Due to multiple Community specifications and conventions, I think that a certain amount of information is often lost even when communicating inside ones own community. In my opinion, the real question is about the interoperability level required by applications to run.

For example, GEOSS is working on cross-disciplinary applications for serving many SBAs (Societal Benefit Areas); in this case, what is the exact meaning of "communicating outside ones Community"?

My other concern is that the WCS world is changing extremely rapidly,
with at least four versions of the specification in existence (1.0,
1.1, 1.2 and "plus").  This contrasts with the relatively small
numbers of real WCS servers "out there" in the wild (GALEON has done a
great job in encouraging people to stand up real systems but in
general, uptake of WCS is rather low).  The ISO19123 Coverage model is
also likely to be revised as it is broken in places.  Can we keep up
with this evolution?

I completely share your concerns. I made similar comments to the WCS RWG.
In my opinion, ISO 19123 Coverage model is best instrument we have now to confront the different "disciplinary coverage models" and design interoperability specifications for coverages.

Thirdly, the WCS1.2 "core plus extensions" model worries me a bit.  I
understand that the "core" is small, implying that the different
community "extensions" will have little interoperability with each
other.  Effectively, we'll end up with a lot of mutually-incompatible
versions of WCS that share some extremely limited features (perhaps
only their terminology).  The "core plus extensions" model implies
that WCS has a desire to encompass all data, a scope that is arguably
too wide to be useful or realistic.

You raised an important issue that must be carefully addressed by the SWG for WCS 1.2.

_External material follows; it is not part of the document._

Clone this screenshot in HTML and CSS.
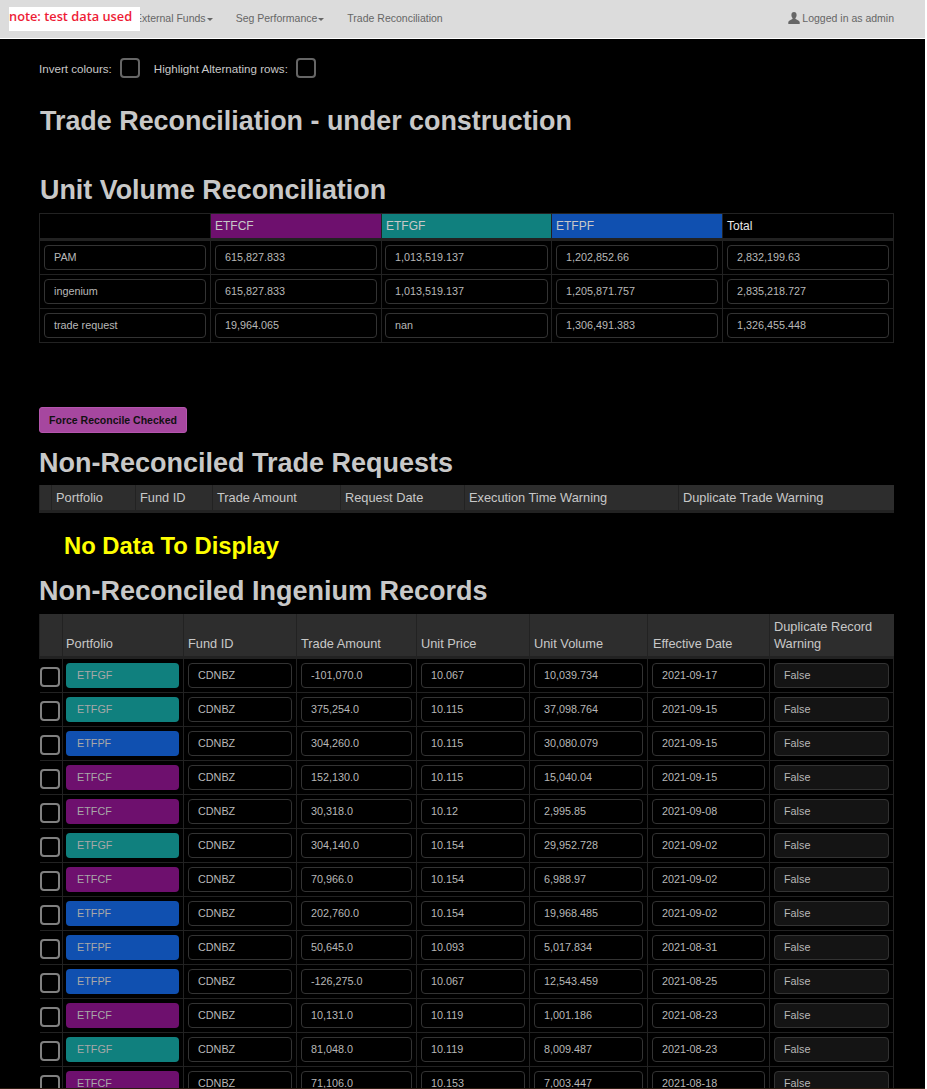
FILE: index.html
```html
<!DOCTYPE html>
<html lang="en">
<head>
    <meta charset="UTF-8">
    <meta name="viewport" content="width=device-width, initial-scale=1.0">
    <title>Trade Reconciliation</title>
    <link rel="stylesheet" href="styles.css">
</head>
<body>
    <nav class="navbar">
        <div class="nav-links">
            <span class="nav-link">External Funds<i class="caret"></i></span>
            <span class="nav-link">Seg Performance<i class="caret"></i></span>
            <span class="nav-link">Trade Reconciliation</span>
        </div>
        <div class="nav-user">
            <svg class="user-icon" viewBox="0 0 12 12" width="12" height="12"><path d="M6 0C4.3 0 3.4 1.200 3.400 3c0 1.200.5 2.300 1.100 3 .2.300.2.800-.1 1.100C3.500 7.900.6 8.400.3 10v2h11.400v-2c-.3-1.600-3.200-2.100-4.100-2.900-.3-.3-.3-.8-.1-1.100.6-.7 1.100-1.800 1.100-3C8.600 1.200 7.700 0 6 0z"/></svg>
            Logged in as admin
        </div>
        <div class="note">note: test data used</div>
    </nav>

    <main class="content">
        <div class="options">
            <span>Invert colours:</span><span class="check check-opt"></span>
            <span class="opt-second">Highlight Alternating rows:</span><span class="check check-opt"></span>
        </div>

        <h1 class="page-title">Trade Reconciliation - under construction</h1>

        <h2 class="first-heading">Unit Volume Reconciliation</h2>
        <table class="volume">
            <colgroup>
                <col class="v1"><col class="v2"><col class="v3"><col class="v4"><col class="v5">
            </colgroup>
            <thead>
                <tr>
                    <th></th>
                    <th class="etfcf">ETFCF</th>
                    <th class="etfgf">ETFGF</th>
                    <th class="etfpf">ETFPF</th>
                    <th class="total">Total</th>
                </tr>
            </thead>
            <tbody>
                <tr>
                    <td><div class="box">PAM</div></td>
                    <td><div class="box">615,827.833</div></td>
                    <td><div class="box">1,013,519.137</div></td>
                    <td><div class="box">1,202,852.66</div></td>
                    <td><div class="box">2,832,199.63</div></td>
                </tr>
                <tr>
                    <td><div class="box">ingenium</div></td>
                    <td><div class="box">615,827.833</div></td>
                    <td><div class="box">1,013,519.137</div></td>
                    <td><div class="box">1,205,871.757</div></td>
                    <td><div class="box">2,835,218.727</div></td>
                </tr>
                <tr>
                    <td><div class="box">trade request</div></td>
                    <td><div class="box">19,964.065</div></td>
                    <td><div class="box">nan</div></td>
                    <td><div class="box">1,306,491.383</div></td>
                    <td><div class="box">1,326,455.448</div></td>
                </tr>
            </tbody>
        </table>

        <button class="force-btn" type="button">Force Reconcile Checked</button>

        <h2 class="requests-heading">Non-Reconciled Trade Requests</h2>
        <table class="grid requests">
            <colgroup>
                <col class="r0"><col class="r1"><col class="r2"><col class="r3"><col class="r4"><col class="r5"><col class="r6">
            </colgroup>
            <thead>
                <tr>
                    <th></th>
                    <th>Portfolio</th>
                    <th>Fund ID</th>
                    <th>Trade Amount</th>
                    <th>Request Date</th>
                    <th>Execution Time Warning</th>
                    <th>Duplicate Trade Warning</th>
                </tr>
            </thead>
        </table>
        <p class="no-data">No Data To Display</p>

        <h2 class="records-heading">Non-Reconciled Ingenium Records</h2>
        <table class="grid records">
            <colgroup>
                <col class="g0"><col class="g1"><col class="g2"><col class="g3"><col class="g4"><col class="g5"><col class="g6"><col class="g7">
            </colgroup>
            <thead>
                <tr>
                    <th></th>
                    <th>Portfolio</th>
                    <th>Fund ID</th>
                    <th>Trade Amount</th>
                    <th>Unit Price</th>
                    <th>Unit Volume</th>
                    <th>Effective Date</th>
                    <th>Duplicate Record Warning</th>
                </tr>
            </thead>
            <tbody id="records"></tbody>
        </table>
    </main>

    <script src="records.js"></script>
</body>
</html>
```

FILE: styles.css
```css
html {
    background: #fff;
}
body {
    width: 925px;
    height: 1088px;
    margin: 0;
    overflow: hidden;
    background: #000;
    border-bottom: 1px solid #2a1c12;
    color: #c8c8c8;
    font-family: "Liberation Sans", Arial, sans-serif;
    font-size: 11px;
}

/* navbar */
.navbar {
    position: relative;
    display: flex;
    justify-content: space-between;
    align-items: center;
    height: 36px;
    padding: 0 31px 2px 135px;
    background: #dcdcdc;
    border-bottom: 1px solid #fff;
    color: #666;
    font-size: 10.5px;
}
.nav-links {
    display: flex;
}
.nav-link {
    margin-right: 23px;
}
.caret {
    display: inline-block;
    margin-left: 1px;
    vertical-align: middle;
    border-top: 3px solid #666;
    border-left: 3px solid transparent;
    border-right: 3px solid transparent;
}
.nav-user {
    display: flex;
    align-items: center;
    gap: 2px;
}
.user-icon {
    fill: #666;
}
.note {
    position: absolute;
    left: 9px;
    top: 7px;
    width: 131px;
    height: 24px;
    box-sizing: border-box;
    background: #fff;
    color: #ee1c36;
    font-family: "Open Sans", sans-serif;
    font-size: 12.8px;
    font-weight: 600;
    line-height: 18px;
    white-space: nowrap;
}

/* page */
.content {
    padding: 18px 31px 0 39px;
}
.options {
    display: flex;
    align-items: center;
    height: 22px;
    font-size: 11.6px;
}
.opt-second {
    margin-left: 14px;
}
.check {
    display: block;
    box-sizing: border-box;
    width: 20px;
    height: 20px;
    border: 2px solid #808080;
    border-radius: 4px;
}
.check-opt {
    margin-left: 8px;
    border-color: #666;
}
h1, h2 {
    margin: 0;
    color: #c8c8c8;
    font-weight: bold;
}
.page-title {
    margin: 27px 0 0 1px;
    font-size: 26.9px;
    line-height: 31px;
}
.first-heading {
    margin: 38px 0 0 1px;
    font-size: 26.9px;
    line-height: 31px;
}
.requests-heading, .records-heading {
    font-size: 27px;
    line-height: 31px;
}
.requests-heading {
    margin-top: 15px;
}
.records-heading {
    margin-top: 17px;
}

/* tables */
table {
    width: 854px;
    table-layout: fixed;
    border-collapse: collapse;
}
.volume {
    margin-top: 7px;
    border: 1px solid #222;
}
.volume th {
    height: 24px;
    padding: 0 4px;
    border: 1px solid #222;
    border-bottom-width: 3px;
    font-size: 12px;
    font-weight: normal;
    text-align: left;
}
.volume td {
    padding: 4px;
    border: 1px solid #222;
}
.volume td:nth-child(3) {
    padding: 4px 3px;
}
.v1 { width: 171px; }
.v2 { width: 171px; }
.v3 { width: 170px; }
.v4 { width: 171px; }
.v5 { width: 171px; }
.etfcf { background: #6e106e; }
.etfgf { background: #10807e; }
.etfpf { background: #1050b0; }
.volume .total { color: #e8e8e8; }
.box {
    box-sizing: border-box;
    height: 25px;
    padding: 0 9px;
    border: 1px solid #333;
    border-radius: 4px;
    color: #b8b8b8;
    font-size: 10.8px;
    line-height: 23px;
    white-space: nowrap;
}
.force-btn {
    display: block;
    width: 148px;
    height: 26px;
    margin-top: 64px;
    padding: 0;
    background: #a6479f;
    border: 1px solid #b455ad;
    border-radius: 3px;
    color: #111;
    font-family: inherit;
    font-size: 10.5px;
    font-weight: bold;
}
.grid {
    margin-top: 7px;
}
.grid th {
    padding: 0 4px 4px;
    background: #2d2d2d;
    border-left: 1px solid #222;
    border-bottom: 3px solid #222;
    color: #c8c8c8;
    font-size: 12.8px;
    font-weight: normal;
    line-height: 17px;
    text-align: left;
    vertical-align: bottom;
}
.requests {
    margin-top: 6px;
}
.requests th {
    height: 25px;
    padding: 0 4px;
    vertical-align: middle;
}
.records th {
    height: 38px;
}
.records th:nth-child(2) {
    padding-left: 3px;
}
.records th:nth-child(7) {
    padding-left: 5px;
}
.r0 { width: 12px; }
.r1 { width: 84px; }
.r2 { width: 77px; }
.r3 { width: 128px; }
.r4 { width: 124px; }
.r5 { width: 214px; }
.r6 { width: 215px; }
.no-data {
    margin: 19px 0 0 25px;
    color: #ff0;
    font-size: 23.8px;
    font-weight: bold;
    line-height: 27px;
}
.g0 { width: 23px; }
.g1 { width: 121px; }
.g2 { width: 113px; }
.g3 { width: 120px; }
.g4 { width: 113px; }
.g5 { width: 118px; }
.g6 { width: 122px; }
.g7 { width: 124px; }
.records td {
    height: 33px;
    padding: 4px;
    border: 1px solid #222;
    box-sizing: border-box;
}
.records td:first-child {
    padding: 0;
    border-left: 0;
}
.records td:nth-child(2) {
    padding-left: 3px;
}
.records .check {
    margin: 2px 0 0;
}
.records .warn {
    background: #141414;
}
.records .etfcf, .records .etfgf, .records .etfpf {
    padding-left: 10px;
    color: #a8a8a8;
    border-color: transparent;
}
.box.etfcf { background: #6e106e; }
.box.etfgf { background: #10807e; }
.box.etfpf { background: #1050b0; }
```

FILE: records.js
```js
// rows of the ingenium table
var rows = [
    ['ETFGF', '-101,070.0', '10.067', '10,039.734', '2021-09-17'],
    ['ETFGF', '375,254.0', '10.115', '37,098.764', '2021-09-15'],
    ['ETFPF', '304,260.0', '10.115', '30,080.079', '2021-09-15'],
    ['ETFCF', '152,130.0', '10.115', '15,040.04', '2021-09-15'],
    ['ETFCF', '30,318.0', '10.12', '2,995.85', '2021-09-08'],
    ['ETFGF', '304,140.0', '10.154', '29,952.728', '2021-09-02'],
    ['ETFCF', '70,966.0', '10.154', '6,988.97', '2021-09-02'],
    ['ETFPF', '202,760.0', '10.154', '19,968.485', '2021-09-02'],
    ['ETFPF', '50,645.0', '10.093', '5,017.834', '2021-08-31'],
    ['ETFPF', '-126,275.0', '10.067', '12,543.459', '2021-08-25'],
    ['ETFCF', '10,131.0', '10.119', '1,001.186', '2021-08-23'],
    ['ETFGF', '81,048.0', '10.119', '8,009.487', '2021-08-23'],
    ['ETFCF', '71,106.0', '10.153', '7,003.447', '2021-08-18']
];

var html = '';
rows.forEach(function (r) {
    html += '<tr><td><span class="check"></span></td>'
        + '<td><div class="box ' + r[0].toLowerCase() + '">' + r[0] + '</div></td>'
        + '<td><div class="box">CDNBZ</div></td>'
        + '<td><div class="box">' + r[1] + '</div></td>'
        + '<td><div class="box">' + r[2] + '</div></td>'
        + '<td><div class="box">' + r[3] + '</div></td>'
        + '<td><div class="box">' + r[4] + '</div></td>'
        + '<td><div class="box warn">False</div></td></tr>';
});
document.getElementById('records').innerHTML = html;
```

Actually, the WCS 1.2 "core" specification use case is very close to the one you describe in your following comment (i.e. a WCS specification considerably simplified, with a defined list of things that it's good for and things that it isn't good for).

The question Ben and I are posing in our position paper, is about how to decide the "list of things that it's good for". In fact, that means to decide how "general purpose" the service will be to the detriment of its effectiveness (i.e. semantic meaningfulness). The latter was one of the main drawback outlined for the WCS 1.0.

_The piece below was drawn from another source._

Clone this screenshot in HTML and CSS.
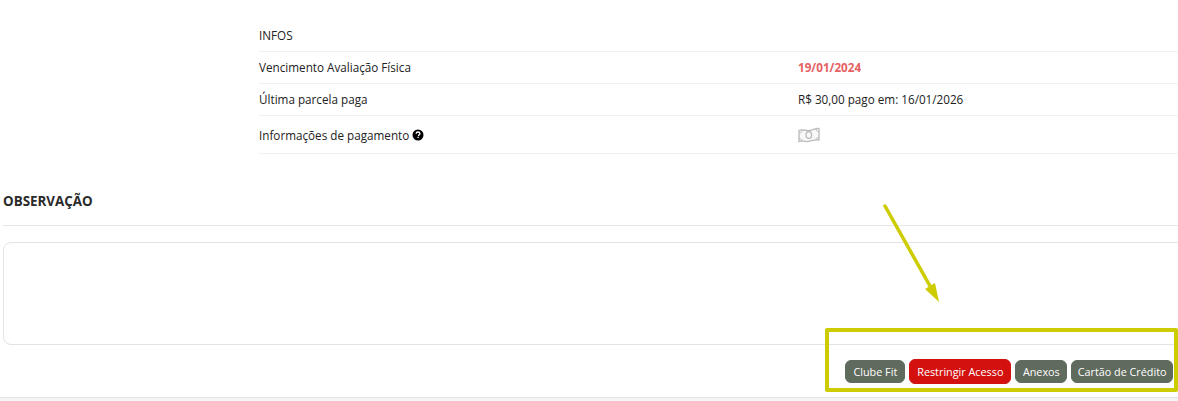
FILE: index.html
```html
<!DOCTYPE html>
<html lang="pt-BR">
<head>
  <meta charset="UTF-8" />
  <title>Observação</title>
  <link rel="stylesheet" href="styles.css">
</head>
<body>
  <div class="infos">
    <div class="info-row first">
      <div class="info-label">INFOS</div>
    </div>
    <div class="info-row">
      <div class="info-label">Vencimento Avaliação Física</div>
      <div class="info-value danger">19/01/2024</div>
    </div>
    <div class="info-row">
      <div class="info-label">Última parcela paga</div>
      <div class="info-value">R$ 30,00 pago em: 16/01/2026</div>
    </div>
    <div class="info-row last">
      <div class="info-label">Informações de pagamento
        <svg class="help" viewBox="0 0 12 12" width="12" height="12">
          <circle cx="6" cy="6" r="5.5" fill="#000"/>
          <path d="M4.1 4.7C4.2 3.6 5 3 6 3s1.9.6 1.9 1.6c0 1.2-1.4 1.3-1.4 2.3" fill="none" stroke="#fff" stroke-width="1.3"/>
          <rect x="5.4" y="7.7" width="1.3" height="1.3" fill="#fff"/>
        </svg>
      </div>
      <div class="info-value">
        <svg class="money" viewBox="0 0 22 16" width="22" height="16">
          <path d="M1 3.500C5 1.500 8 4.500 12 3.500s6-2.500 9-2V13C17 12 14 14 10 14.500S4 13 1 14.500Z" fill="#f8f8f8" stroke="#bbb" stroke-width="1.300"/>
          <ellipse cx="10.800" cy="8" rx="2.800" ry="3.400" fill="none" stroke="#bbb" stroke-width="1.300"/>
          <path d="M1 6C3 6 4 5 4 3.500M21 4.500C19 4.500 18 3.500 18 2M1 11.500C3 11.500 4 12.500 4 13.500M21 10.500C19 10.500 18 11.500 18 12.500" fill="none" stroke="#bbb"/>
        </svg>
      </div>
    </div>
  </div>

  <div class="obs">
    <h3 class="obs-title">OBSERVAÇÃO</h3>
    <div class="obs-box"></div>
    <div class="actions">
      <button class="btn">Clube Fit</button>
      <button class="btn btn-red">Restringir Acesso</button>
      <button class="btn btn-anexos">Anexos</button>
      <button class="btn btn-tight">Cartão de Crédito</button>
    </div>
  </div>
  <div class="page-end"></div>

  <!-- anotacao por cima da tela -->
  <svg class="arrow" viewBox="0 0 70 110" width="70" height="110">
    <path d="M5 5 50 85" stroke="#cccc00" stroke-width="3.500" stroke-linecap="round" fill="none"/>
    <path d="M59 101 45 88 55 82Z" fill="#cccc00"/>
  </svg>
  <div class="highlight"></div>
</body>
</html>
```

FILE: styles.css
```css
html, body {
  height: 401px;
  overflow: hidden;
}
body {
  font-family: "Open Sans", Arial, sans-serif;
  font-size: 11.7px;
  color: #222;
  margin: 0;
  background: #fff;
  position: relative;
}
.infos {
  margin-left: 259px;
  padding-top: 20px;
}
.info-row {
  display: flex;
  align-items: center;
  height: 30px;
  padding-bottom: 1px;
  border-bottom: 1px solid #f0f0f0;
}
.info-row.first {
  height: 32px;
  box-sizing: border-box;
}
.info-row.last {
  height: 37px;
  padding-bottom: 0;
}
.info-label {
  width: 539px;
  display: flex;
  align-items: center;
  gap: 3px;
}
.info-value {
  display: flex;
  align-items: center;
}
.danger {
  color: #e55f63;
  font-weight: 700;
}
.help {
  display: block;
}
.obs {
  padding-top: 37px;
}
.obs-title {
  margin: 0 0 0 3px;
  padding-bottom: 14px;
  font-size: 13.4px;
  line-height: 20px;
  font-weight: 700;
  color: #2b2b2b;
  border-bottom: 1px solid #e8e8e8;
}
.obs-box {
  height: 101px;
  margin: 16px 0 0 3px;
  width: 1200px;
  border: 1px solid #e3e3e3;
  border-radius: 8px;
}
.actions {
  display: flex;
  justify-content: flex-end;
  align-items: center;
  gap: 4px;
  margin-top: 14px;
  padding-right: 5px;
}
.btn {
  font-family: inherit;
  font-size: 10.8px;
  height: 23px;
  padding: 0 7px;
  border: 1px solid #5f6b5d;
  border-radius: 6px;
  background: #5f6b5d;
  color: #fff;
}
.btn-red {
  height: 25px;
  border-color: #d3120f;
  background: #d3120f;
}
.btn-anexos {
  padding: 0 6.500px;
}
.btn-tight {
  padding: 0 5.500px;
}
.page-end {
  position: absolute;
  left: 0;
  right: 0;
  top: 397px;
  height: 4px;
  background: #f5f5f5;
  border-top: 1px solid #e4e4e4;
  box-sizing: border-box;
}
.arrow {
  position: absolute;
  left: 880px;
  top: 201px;
}
.highlight {
  position: absolute;
  left: 825px;
  top: 328px;
  width: 353px;
  height: 64px;
  box-sizing: border-box;
  border: 4px solid #cccc00;
  border-radius: 2px;
}
```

Personally I would like to see the WCS specification considerably
simplified, with a defined list of things that it's good for and
things that it isn't good for.  For the sake of argument, let's
imagine a WCS that only serves data as GeoTIFFs in a lat-lon
coordinate reference system (or lat-lon-elevation-time in 4D).  Sure,
a lot of information would be lost across this interface (e.g. the
original data's grid) and certain specialist use cases could not be
satisfied (e.g. calculating heat transports).  However, it would be
much simpler to implement (client and server) and would still satisfy
a large number of use cases in which met-ocean data is needed outside
our community.

This is very close to an enhanced WMS; in my opinion you presented a valuable use case. However, the coverage concept and its types are quite different from the map concept and its types. Thus, for the sake of cross-disciplinary interoperability we must still wonder whether this is the only service we need, or if we need "proper" coverage access service(s), too.

I guess I'm saying that I don't think it's realistic or desirable to
develop a WCS specification to serve all kinds of geographic data,
which is the way things seem to be headed in the OGC world.  The
effort required to support a small number of specialist use cases (in
the specification, in servers and in clients) is fearsome.  I think
WCS should aim to complement, not replace, technologies such as
OPeNDAP by satisfying a different class of user.  I think more clarity
is needed about the use cases that WCS is thought to satisfy.

In my opinion, to provide access to CF-netCDF data model and encoding formats through "non-traditional" protocols should be a valuable asset for the FES community.